If not the DG, is there some other colorful, little bit larger fish that would work? Maybe 2-3 rainbows?
Thanks, again! Y'all rock!


----------



## Guest (May 25, 2006)

The dwarf gourami would work. Rams stay near the bottom and gouramis stay near the top. I think if you are planning on having cories, I would only get one ram. They are fine by themselves. If you get a pair, they may breed and can sometimes get aggressive towards other bottom dwellers (especially in a smaller tank). Get a male, they are prettier than females (but females are still pretty). I would go with some other type of schooling fish, unless you just love danios. They are very active, unlike a dwarf gourami. It may stress him out. Go with a school of peaceful tetras (lemons, black neons, cardinals, glowlights, neons, pristellas, rummynose)...they are much prettier than danios also!

I would do:
1 German ram
8 tetras
6 cories (smaller type: pygmy, habrosus, panda) or 4 of larger type (bronze, albino, false julii)
2 ottos

That would be a great little tank.

Rainbows would be fine...but get dwarf rainbows. They are schooling fish, so you could replace the danios or tetras with them. Get a nice school of atleast 6. And I see you mentioned a couple cories...get atleast 4. They are very social and do much better the more you have.

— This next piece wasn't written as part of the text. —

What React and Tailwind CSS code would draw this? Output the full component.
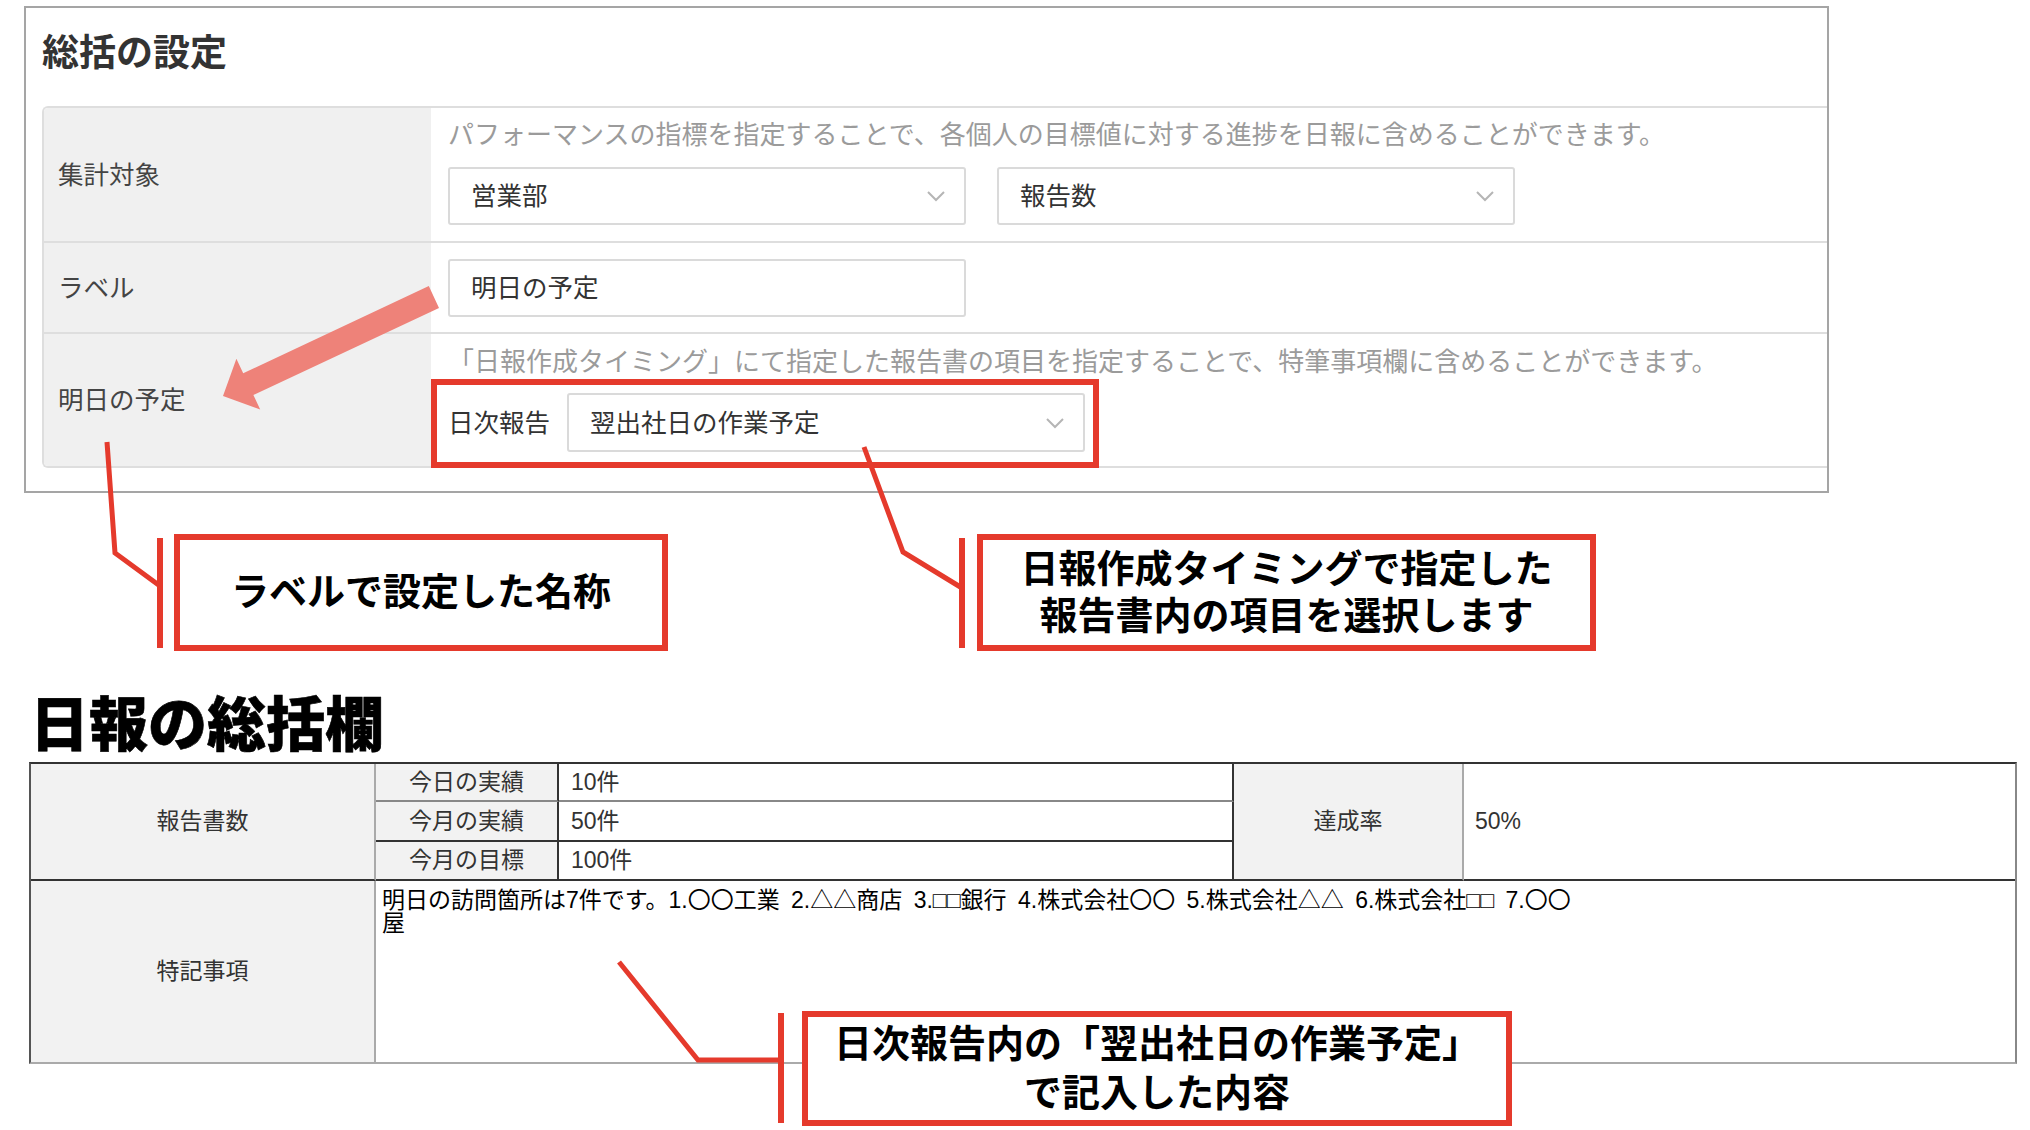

In this case your LFS was right. But, they don't always give good info. Usually they are just trying to sell you fish and don't care if you have an appropriate tank. Do research before you buy (like you are now!). That will save you lots of time and even money.


----------



## aquachick (May 24, 2006)

what about a pair of rams, 1 d gourami and 6-8 rummynose? would that be too much?


----------



## northfacehiker (May 31, 2006)

The rummynose would like room to school, and I'd be worried about their space requirements in a 20 gallon.

As for rainbows, I have a pair of german blue rams, 3 celebes rainbows, and panda cory cats in my 29 gallon. They all get along great until the rams spawn. The rams will guard their little corner of the tank to protect the eggs, but they don't hurt the other fish. They kinda nip at their sides as a way of telling them "get away". Other than that, they all get along great.


----------